Je n’ai pas su répondre. Depuis quatre ans que je devenu un homme public dans ce pays, c’est la première fois que je me découvre donc une différence. Même des modérés que je connaissais se radicalisent. La violence ethnique est à nos portes. Je la sens, depuis ce matin.
Voici trois ans que je suis à Nyékonakpoè, que mes sociétés y sont implantées. Ce soir, j’ai deux jeunes qui sont venus me dire de ne pas m’inquiéter, que j’étais des leurs. Mais que se passera-t-il si demain, je me déclare de l’Unir et reste dans le même quartier. Aurais-je la même sérénité ? Pourquoi est-on obligé de me rassurer ?
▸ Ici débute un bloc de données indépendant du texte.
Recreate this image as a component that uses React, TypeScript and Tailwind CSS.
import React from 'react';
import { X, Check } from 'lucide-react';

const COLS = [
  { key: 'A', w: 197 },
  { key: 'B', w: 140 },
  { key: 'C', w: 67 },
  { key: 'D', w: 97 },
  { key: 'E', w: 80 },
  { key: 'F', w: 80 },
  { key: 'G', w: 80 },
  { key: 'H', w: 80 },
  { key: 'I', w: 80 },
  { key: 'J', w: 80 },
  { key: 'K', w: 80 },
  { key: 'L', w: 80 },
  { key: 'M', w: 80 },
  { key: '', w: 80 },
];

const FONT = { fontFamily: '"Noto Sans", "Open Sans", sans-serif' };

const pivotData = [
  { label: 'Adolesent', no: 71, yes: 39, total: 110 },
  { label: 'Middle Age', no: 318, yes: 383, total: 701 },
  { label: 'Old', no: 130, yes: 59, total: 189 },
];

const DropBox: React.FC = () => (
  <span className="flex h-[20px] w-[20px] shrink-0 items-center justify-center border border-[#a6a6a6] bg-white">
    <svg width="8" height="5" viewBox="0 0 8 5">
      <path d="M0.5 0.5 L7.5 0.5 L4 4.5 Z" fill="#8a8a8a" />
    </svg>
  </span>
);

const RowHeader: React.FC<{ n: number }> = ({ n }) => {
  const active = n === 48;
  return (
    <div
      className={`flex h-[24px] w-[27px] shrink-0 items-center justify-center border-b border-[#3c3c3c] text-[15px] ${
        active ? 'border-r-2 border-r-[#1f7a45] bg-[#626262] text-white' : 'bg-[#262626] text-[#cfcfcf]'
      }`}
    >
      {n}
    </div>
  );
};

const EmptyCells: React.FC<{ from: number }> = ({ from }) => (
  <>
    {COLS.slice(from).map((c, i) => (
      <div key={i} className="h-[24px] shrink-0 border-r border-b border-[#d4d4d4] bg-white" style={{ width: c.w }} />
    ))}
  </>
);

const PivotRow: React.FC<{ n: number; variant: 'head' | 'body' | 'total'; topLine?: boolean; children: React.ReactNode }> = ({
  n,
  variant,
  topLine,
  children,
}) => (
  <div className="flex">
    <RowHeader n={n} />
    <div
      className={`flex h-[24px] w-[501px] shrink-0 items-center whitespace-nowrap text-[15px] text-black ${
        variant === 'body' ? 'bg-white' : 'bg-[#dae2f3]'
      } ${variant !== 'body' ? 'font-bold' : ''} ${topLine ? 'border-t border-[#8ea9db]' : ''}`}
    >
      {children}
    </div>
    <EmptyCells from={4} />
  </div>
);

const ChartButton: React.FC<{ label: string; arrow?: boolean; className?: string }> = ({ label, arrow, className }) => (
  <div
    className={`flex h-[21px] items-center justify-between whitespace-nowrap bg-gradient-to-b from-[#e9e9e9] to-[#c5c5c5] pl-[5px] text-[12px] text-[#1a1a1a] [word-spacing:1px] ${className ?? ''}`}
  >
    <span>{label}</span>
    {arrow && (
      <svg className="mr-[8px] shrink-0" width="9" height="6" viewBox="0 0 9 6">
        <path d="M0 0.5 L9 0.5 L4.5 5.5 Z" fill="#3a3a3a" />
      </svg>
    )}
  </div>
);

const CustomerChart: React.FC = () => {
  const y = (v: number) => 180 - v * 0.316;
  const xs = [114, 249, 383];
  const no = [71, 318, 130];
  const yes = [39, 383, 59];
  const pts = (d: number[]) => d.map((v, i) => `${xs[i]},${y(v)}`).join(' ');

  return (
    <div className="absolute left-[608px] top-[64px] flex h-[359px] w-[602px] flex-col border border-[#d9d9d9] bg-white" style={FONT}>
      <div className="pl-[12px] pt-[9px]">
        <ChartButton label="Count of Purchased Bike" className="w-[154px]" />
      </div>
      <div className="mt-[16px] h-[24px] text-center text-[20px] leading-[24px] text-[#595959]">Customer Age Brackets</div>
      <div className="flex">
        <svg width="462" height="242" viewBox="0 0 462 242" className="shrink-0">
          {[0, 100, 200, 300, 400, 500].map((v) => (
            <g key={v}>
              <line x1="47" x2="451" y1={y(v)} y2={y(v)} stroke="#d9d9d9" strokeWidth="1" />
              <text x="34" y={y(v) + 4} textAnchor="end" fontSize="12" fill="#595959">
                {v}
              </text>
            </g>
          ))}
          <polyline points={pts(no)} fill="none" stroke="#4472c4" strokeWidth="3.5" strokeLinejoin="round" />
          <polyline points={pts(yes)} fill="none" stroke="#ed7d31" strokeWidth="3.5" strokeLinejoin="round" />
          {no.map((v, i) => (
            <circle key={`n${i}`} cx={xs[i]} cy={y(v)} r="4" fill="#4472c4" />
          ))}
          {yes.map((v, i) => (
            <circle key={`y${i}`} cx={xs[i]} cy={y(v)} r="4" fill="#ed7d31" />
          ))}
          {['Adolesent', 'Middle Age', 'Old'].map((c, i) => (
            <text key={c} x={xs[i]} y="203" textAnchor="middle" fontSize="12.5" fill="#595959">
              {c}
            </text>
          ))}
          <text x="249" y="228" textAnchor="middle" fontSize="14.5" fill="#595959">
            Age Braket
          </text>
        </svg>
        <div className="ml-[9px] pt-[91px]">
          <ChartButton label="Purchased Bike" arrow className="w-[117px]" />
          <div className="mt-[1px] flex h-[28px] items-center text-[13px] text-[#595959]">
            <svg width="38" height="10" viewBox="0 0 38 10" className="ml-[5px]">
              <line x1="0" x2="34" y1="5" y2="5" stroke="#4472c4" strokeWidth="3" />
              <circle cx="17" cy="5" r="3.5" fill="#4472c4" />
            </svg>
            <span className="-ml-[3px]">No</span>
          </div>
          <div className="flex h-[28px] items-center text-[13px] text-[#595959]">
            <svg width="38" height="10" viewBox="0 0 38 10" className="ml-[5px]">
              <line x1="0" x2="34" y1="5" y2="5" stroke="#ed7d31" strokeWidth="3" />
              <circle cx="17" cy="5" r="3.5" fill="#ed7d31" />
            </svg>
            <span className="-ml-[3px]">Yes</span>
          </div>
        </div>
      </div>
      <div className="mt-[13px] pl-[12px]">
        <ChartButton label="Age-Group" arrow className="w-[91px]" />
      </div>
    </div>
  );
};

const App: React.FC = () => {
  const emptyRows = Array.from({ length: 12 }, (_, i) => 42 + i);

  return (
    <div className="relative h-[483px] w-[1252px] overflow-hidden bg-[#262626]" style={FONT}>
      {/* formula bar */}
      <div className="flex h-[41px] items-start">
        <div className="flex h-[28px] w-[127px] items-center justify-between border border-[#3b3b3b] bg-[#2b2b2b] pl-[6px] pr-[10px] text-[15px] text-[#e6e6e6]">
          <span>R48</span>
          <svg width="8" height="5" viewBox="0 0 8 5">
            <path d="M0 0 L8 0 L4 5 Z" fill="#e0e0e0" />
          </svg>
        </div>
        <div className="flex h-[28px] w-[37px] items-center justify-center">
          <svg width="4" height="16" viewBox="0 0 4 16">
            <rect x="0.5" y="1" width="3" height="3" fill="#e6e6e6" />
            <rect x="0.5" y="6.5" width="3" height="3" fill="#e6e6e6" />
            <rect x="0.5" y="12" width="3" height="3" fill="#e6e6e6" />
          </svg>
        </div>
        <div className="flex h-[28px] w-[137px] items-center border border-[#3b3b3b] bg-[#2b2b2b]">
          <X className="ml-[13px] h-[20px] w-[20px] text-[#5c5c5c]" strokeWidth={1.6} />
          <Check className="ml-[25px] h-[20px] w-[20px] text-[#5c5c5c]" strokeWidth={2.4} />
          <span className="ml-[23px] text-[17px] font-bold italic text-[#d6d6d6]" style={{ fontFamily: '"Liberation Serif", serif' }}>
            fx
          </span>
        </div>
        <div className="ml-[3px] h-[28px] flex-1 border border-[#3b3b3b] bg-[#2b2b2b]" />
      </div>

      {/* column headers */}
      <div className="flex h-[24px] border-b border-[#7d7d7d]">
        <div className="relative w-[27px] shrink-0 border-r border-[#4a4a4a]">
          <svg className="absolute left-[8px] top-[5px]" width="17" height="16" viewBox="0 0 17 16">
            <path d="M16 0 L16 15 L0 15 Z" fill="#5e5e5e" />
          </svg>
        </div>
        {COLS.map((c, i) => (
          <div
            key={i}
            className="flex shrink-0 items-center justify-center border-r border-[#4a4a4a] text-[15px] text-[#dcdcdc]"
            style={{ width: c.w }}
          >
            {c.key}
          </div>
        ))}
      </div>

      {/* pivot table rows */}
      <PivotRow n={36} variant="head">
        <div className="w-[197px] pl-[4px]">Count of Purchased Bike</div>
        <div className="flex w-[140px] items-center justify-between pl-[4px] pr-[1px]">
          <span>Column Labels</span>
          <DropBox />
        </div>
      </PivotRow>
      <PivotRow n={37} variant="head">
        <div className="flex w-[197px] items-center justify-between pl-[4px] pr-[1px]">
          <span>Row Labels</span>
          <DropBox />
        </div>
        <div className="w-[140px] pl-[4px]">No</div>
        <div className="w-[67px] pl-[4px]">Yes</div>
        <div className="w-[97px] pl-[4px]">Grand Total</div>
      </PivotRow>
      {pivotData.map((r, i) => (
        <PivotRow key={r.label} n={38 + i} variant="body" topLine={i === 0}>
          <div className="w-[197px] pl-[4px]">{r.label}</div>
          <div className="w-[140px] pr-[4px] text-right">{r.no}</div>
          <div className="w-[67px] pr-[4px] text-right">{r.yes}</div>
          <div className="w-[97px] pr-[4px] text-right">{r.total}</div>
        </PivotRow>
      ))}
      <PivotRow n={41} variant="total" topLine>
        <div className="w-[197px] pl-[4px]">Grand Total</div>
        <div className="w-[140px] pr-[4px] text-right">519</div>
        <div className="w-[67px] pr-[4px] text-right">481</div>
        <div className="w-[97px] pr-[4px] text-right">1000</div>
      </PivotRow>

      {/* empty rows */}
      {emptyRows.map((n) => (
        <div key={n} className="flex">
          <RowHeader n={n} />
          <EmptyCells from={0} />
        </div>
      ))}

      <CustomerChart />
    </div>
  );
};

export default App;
Il faut que Faure intervienne, et vite. Il doit d’abord condamner les violences à Adewi, et diligenter des enquêtes, pour situer les responsabilités, un peu comme on l’avait fait lorsque le domicile de Fabre avait été attaqué. Il faut un signal fort. Les ministres de l’administration et de la sécurité doivent s’engager à empêcher toute violence au cours des manifestations, d’où elles viennent.
Pour finir, le romancier qui dort en moi voit plutôt un autre décryptage de ce qui s’est passé samedi dernier. Et si finalement, les manifestants du CSt n’ont été qu’un prétexte, et si la sortie des « miliciens » était simplement une façon de montrer à ceux qui pensent que Bodjona a le soutien des miliciens, que les milices continuent à travailler sans lui, et que même le parti peut parfaitement fonctionner sans sa présence. Dans ce cas, le CST se serait fait avoir, et ceci doublement, car les pauvres manifestants blessés n’ont rien à voir dans tous ces calculs, et il aurait servi de pigeon. Mais comme je le dis, c’est l’écrivain qui dort en moi qui raisonne.
Une chose est certaine, plus rien désormais ne sera plus comme avant. L’insurrection populaire n’aura peut être pas lieu, mais le chaos est à nos portes. Et il n y aura pas de gagnants. Déja, je constate, avec plusieurs opérateurs économiques, que les affaires sont presque au point mort depuis quelques mois. Presque rien ne marche. Et si nous basculons dans les luttes de gangs, alors plus personne ne sera à l’abri. Personne, même pas Faure.